Представьте себе, это 1972 год, и участникам войны было ещё по 45 лет. Все помнили. Достаточно было намекнуть, и люди уже понимали, о чём речь идёт.
Сейчас уже того нет. Сейчас людей моего возраста становится все меньше, и участников войны почти уже нет. И я рад, что к проекту подключились мои молодые соратники — куратор Аня Евтюгина, композитор Олег Макаров и видеохудожник Никита Шохов, его вклад чрезвычайно значительный.
— А что вас привело в Екатеринбург, в Ельцин Центр?
— Во-первых, то, что здесь был снят тот оригинальный 32-минутный фильм. Во-вторых, то, что Аня и Никита — оба уральцы. А ещё во время войны я здесь жил, в Белорецке, если знаете такой город в Башкирии. Поэтому у меня есть какая-то связь с местом.
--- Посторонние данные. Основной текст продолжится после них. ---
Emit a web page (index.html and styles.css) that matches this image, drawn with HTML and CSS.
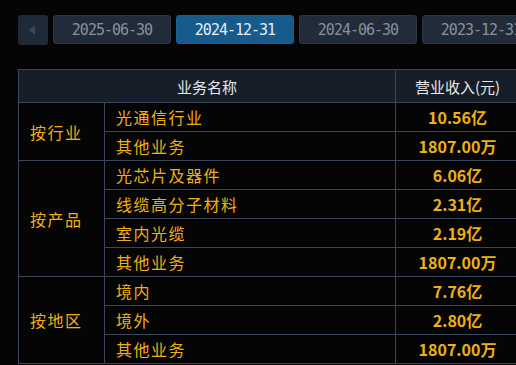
FILE: index.html
```html
<!DOCTYPE html>
<html lang="zh">
<head>
<meta charset="utf-8">
<link rel="stylesheet" href="styles.css">
</head>
<body>
<div class="tabs">
  <div class="prev"><span class="tri"></span></div>
  <div class="tab">2025-06-30</div>
  <div class="tab active">2024-12-31</div>
  <div class="tab">2024-06-30</div>
  <div class="tab">2023-12-31</div>
</div>
<table class="biz">
  <colgroup><col class="c1"><col class="c2"><col class="c3"></colgroup>
  <thead>
    <tr><th colspan="2">业务名称</th><th>营业收入(元)</th></tr>
  </thead>
  <tbody>
    <tr><td class="cat" rowspan="2">按行业</td><td class="name">光通信行业</td><td class="val">10.56亿</td></tr>
    <tr><td class="name">其他业务</td><td class="val">1807.00万</td></tr>
    <tr><td class="cat" rowspan="4">按产品</td><td class="name">光芯片及器件</td><td class="val">6.06亿</td></tr>
    <tr><td class="name">线缆高分子材料</td><td class="val">2.31亿</td></tr>
    <tr><td class="name">室内光缆</td><td class="val">2.19亿</td></tr>
    <tr><td class="name">其他业务</td><td class="val">1807.00万</td></tr>
    <tr><td class="cat" rowspan="3">按地区</td><td class="name">境内</td><td class="val">7.76亿</td></tr>
    <tr><td class="name">境外</td><td class="val">2.80亿</td></tr>
    <tr><td class="name">其他业务</td><td class="val">1807.00万</td></tr>
  </tbody>
</table>
</body>
</html>
```
FILE: styles.css
```css
html, body {
  margin: 0;
  padding: 0;
  background: #050505;
  overflow: hidden;
  width: 516px;
  height: 365px;
}
body {
  font-family: "Noto Sans CJK SC", "Noto Sans", sans-serif;
}
.tabs {
  display: flex;
  gap: 5px;
  padding: 15px 0 0 18px;
  white-space: nowrap;
  width: 600px;
  align-items: flex-start;
}
.prev {
  width: 30px;
  height: 30px;
  box-sizing: border-box;
  background: #1f2a38;
  border-radius: 3px;
  display: flex;
  align-items: center;
  justify-content: center;
  flex: none;
}
.tri {
  width: 0;
  height: 0;
  border-top: 5px solid transparent;
  border-bottom: 5px solid transparent;
  border-right: 6px solid #3a4858;
  margin-right: 2px;
}
.tab {
  flex: none;
  width: 118px;
  height: 29px;
  box-sizing: border-box;
  background: #212b3a;
  border: 1px solid #2b3646;
  border-radius: 3px;
  color: #8b9099;
  font-family: "DejaVu Sans Mono", monospace;
  font-size: 15px;
  letter-spacing: -1px;
  display: flex;
  align-items: center;
  justify-content: center;
}
.tab.active {
  background: #175a8c;
  border-color: #1a5f92;
  color: #e6edf4;
}
.biz {
  margin: 24px 0 0 18px;
  border-collapse: collapse;
  table-layout: fixed;
  width: 501px;
}
.c1 { width: 86px; }
.c2 { width: 291px; }
.c3 { width: 124px; }
.biz th, .biz td {
  border: 1px solid #3a475a;
  padding: 0;
}
.biz th {
  height: 32px;
  background: #161e2a;
  color: #e8e8e8;
  font-weight: normal;
  font-size: 15px;
  text-align: center;
}
.biz td {
  height: 28px;
  color: #eeb012;
  font-size: 16px;
  line-height: 18px;
}
.cat {
  padding-left: 11px !important;
  letter-spacing: 1.5px;
}
.name {
  padding-left: 11px !important;
  letter-spacing: 1.5px;
}
.val {
  text-align: center;
  font-weight: 700;
  font-size: 16px;
}
```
И вот нам повезло, что появилась возможность показать работу здесь. К тому же здесь очень интересный экран. Правда, с ним очень трудно работать — он такой большой, что сразу не охватишь, и возникает трудность соотнести и сопоставить его со зрителем.
— Что вы думаете об использовании памяти о Великой Отечественной войне в политических целях?
— Тут сейчас войну сделали элементом политической спекуляции. Я хочу этого избежать, это нечистое дело. Одни ссылаются на то, что это ложный патриотизм, — говорить о войне. Но ничего ложного в этом нет.
Это было настолько страшно! Люди так страдали! Некоторые вещи людям трудно представить, потому что они не могут соотнести это со своим жизненным опытом, понимаете? Нам легче понять то, что мы по себе можем смерить. А это было совершенно непомерно, что люди вынесли.
Считаю, что это было одно из самых важных событий последних двух тысяч лет. Тут решалась судьба. Не просто то, что в войнах решается обычно — территория, жадность, богатство. Нет, здесь совсем другое: этот изверг покушался на самые основы нашей жизни, как мы её себе представляем.
Поэтому единственное чувство, которое у нас может быть, — это гордость за то, что эти люди сделали. Мы этим гордиться должны, а другие люди должны быть нам благодарны за это. А все остальные размышления и подозрения по этому поводу несостоятельны.
Видеоинсталляцию «Последний марш» можно посмотреть в атриуме Ельцин Центра на первом этаже до 4 июля 2021 с 20:00 до 22:00, вход свободный.